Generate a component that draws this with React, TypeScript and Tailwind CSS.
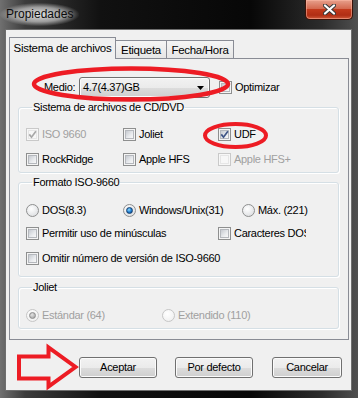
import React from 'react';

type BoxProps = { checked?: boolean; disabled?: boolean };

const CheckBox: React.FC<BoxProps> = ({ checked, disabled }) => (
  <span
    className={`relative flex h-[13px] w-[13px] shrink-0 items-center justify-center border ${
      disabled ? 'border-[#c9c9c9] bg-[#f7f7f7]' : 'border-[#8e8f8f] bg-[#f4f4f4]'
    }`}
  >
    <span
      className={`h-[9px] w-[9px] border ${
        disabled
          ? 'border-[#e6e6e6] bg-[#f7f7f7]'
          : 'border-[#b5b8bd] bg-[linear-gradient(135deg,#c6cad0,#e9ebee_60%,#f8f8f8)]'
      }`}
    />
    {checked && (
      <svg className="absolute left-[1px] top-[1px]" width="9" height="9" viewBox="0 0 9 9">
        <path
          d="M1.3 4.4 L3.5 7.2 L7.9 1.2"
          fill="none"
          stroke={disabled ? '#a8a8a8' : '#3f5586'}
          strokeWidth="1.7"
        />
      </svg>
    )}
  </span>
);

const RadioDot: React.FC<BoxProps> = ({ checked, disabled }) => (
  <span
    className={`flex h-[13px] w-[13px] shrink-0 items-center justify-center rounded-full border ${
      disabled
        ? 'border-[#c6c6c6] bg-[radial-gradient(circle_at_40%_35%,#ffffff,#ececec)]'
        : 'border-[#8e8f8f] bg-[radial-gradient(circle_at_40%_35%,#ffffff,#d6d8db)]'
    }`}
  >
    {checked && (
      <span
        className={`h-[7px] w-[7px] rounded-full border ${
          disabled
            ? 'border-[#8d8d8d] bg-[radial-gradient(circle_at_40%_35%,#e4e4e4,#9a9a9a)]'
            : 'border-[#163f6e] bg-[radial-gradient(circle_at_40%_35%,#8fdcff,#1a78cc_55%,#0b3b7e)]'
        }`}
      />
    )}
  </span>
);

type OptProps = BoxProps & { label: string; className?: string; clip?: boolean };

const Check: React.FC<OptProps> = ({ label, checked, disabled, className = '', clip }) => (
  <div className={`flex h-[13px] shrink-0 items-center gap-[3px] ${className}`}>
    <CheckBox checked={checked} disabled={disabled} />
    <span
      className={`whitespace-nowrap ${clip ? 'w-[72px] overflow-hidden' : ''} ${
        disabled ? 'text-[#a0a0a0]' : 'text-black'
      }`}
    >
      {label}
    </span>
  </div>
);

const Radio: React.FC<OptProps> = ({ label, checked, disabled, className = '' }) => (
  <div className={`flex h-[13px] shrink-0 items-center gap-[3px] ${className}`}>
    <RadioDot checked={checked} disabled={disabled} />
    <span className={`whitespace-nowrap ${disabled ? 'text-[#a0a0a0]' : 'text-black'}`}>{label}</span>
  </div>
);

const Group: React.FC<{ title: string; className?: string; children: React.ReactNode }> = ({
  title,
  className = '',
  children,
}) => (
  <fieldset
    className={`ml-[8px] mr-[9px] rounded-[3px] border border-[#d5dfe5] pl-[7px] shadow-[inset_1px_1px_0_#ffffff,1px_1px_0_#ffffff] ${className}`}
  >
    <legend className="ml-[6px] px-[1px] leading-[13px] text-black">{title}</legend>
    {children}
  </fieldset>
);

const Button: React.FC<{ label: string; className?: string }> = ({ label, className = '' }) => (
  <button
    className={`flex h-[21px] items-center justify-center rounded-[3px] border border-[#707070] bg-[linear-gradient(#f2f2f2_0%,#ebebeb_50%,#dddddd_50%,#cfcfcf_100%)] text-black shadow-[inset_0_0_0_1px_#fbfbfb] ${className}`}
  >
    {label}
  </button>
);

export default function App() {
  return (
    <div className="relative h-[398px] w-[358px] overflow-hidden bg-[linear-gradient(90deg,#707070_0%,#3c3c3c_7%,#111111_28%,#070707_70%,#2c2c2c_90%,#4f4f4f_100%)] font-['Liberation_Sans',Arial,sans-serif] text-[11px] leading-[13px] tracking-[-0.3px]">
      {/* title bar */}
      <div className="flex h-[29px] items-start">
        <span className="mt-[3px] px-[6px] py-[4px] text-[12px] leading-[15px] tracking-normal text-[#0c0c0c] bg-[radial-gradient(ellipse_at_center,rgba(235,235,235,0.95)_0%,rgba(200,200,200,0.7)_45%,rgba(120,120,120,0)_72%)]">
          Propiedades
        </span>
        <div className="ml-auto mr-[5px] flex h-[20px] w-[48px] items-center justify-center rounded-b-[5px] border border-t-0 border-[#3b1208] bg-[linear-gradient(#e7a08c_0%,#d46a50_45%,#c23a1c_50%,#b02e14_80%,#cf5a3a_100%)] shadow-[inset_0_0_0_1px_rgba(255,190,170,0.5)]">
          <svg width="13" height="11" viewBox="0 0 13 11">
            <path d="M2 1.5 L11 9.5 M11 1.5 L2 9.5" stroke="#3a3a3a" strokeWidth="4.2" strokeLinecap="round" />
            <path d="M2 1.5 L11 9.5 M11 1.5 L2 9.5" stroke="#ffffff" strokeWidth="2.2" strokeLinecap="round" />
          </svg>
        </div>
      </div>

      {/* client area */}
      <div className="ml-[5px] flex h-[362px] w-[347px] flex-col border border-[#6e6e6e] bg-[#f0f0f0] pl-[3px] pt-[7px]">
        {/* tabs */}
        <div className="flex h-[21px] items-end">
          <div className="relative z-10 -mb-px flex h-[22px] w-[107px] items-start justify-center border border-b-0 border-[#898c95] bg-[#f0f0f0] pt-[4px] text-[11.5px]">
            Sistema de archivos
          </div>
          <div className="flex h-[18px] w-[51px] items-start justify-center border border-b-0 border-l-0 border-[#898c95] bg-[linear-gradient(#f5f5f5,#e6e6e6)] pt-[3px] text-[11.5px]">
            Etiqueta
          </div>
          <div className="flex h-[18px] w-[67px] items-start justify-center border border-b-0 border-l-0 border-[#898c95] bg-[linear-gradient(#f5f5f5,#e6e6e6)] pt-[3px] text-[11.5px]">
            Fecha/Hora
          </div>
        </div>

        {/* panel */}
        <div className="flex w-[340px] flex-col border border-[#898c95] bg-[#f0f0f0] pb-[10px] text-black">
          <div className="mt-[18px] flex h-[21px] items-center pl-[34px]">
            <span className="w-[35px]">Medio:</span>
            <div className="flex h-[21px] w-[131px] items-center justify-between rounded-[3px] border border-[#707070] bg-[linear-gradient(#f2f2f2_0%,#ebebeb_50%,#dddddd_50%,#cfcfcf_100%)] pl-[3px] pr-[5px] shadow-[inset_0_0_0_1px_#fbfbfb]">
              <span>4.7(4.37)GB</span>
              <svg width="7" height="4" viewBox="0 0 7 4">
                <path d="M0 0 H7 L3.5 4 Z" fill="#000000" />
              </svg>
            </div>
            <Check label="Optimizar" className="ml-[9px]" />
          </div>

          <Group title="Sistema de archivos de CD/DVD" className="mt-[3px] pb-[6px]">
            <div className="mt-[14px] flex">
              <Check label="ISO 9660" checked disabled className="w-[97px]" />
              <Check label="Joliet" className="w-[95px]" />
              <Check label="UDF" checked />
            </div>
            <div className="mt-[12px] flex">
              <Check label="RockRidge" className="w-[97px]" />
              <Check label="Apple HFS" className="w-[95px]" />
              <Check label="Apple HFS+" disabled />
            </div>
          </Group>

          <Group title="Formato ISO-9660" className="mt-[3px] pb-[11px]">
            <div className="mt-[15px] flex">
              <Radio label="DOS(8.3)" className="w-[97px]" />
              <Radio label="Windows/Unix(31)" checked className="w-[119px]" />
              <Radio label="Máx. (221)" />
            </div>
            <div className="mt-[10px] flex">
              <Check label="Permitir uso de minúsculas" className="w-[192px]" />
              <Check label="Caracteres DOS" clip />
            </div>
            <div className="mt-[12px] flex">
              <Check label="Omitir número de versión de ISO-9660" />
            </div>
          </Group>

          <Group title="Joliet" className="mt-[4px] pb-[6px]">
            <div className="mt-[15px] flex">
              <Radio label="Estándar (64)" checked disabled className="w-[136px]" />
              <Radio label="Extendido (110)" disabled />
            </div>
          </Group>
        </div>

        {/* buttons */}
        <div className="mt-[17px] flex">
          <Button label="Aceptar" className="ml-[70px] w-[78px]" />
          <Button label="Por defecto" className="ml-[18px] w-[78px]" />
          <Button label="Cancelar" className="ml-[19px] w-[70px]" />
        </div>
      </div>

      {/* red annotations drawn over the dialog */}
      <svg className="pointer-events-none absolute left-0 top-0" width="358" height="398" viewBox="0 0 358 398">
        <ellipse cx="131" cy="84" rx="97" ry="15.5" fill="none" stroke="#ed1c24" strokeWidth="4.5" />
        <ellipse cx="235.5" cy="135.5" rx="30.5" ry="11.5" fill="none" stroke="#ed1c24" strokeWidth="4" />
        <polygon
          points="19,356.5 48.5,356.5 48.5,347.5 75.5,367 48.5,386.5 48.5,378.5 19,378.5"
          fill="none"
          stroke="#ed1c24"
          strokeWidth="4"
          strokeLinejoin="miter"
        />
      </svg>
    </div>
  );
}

*What to produce*. Exactly reproduce the run of lines from the start of the listing through the line with "boolean; disabled?: boolean", inclusive; pictures are not copied.

*Task solution*.
Generate a component that draws this with React, TypeScript and Tailwind CSS.
import React from 'react';

type BoxProps = { checked?: boolean; disabled?: boolean };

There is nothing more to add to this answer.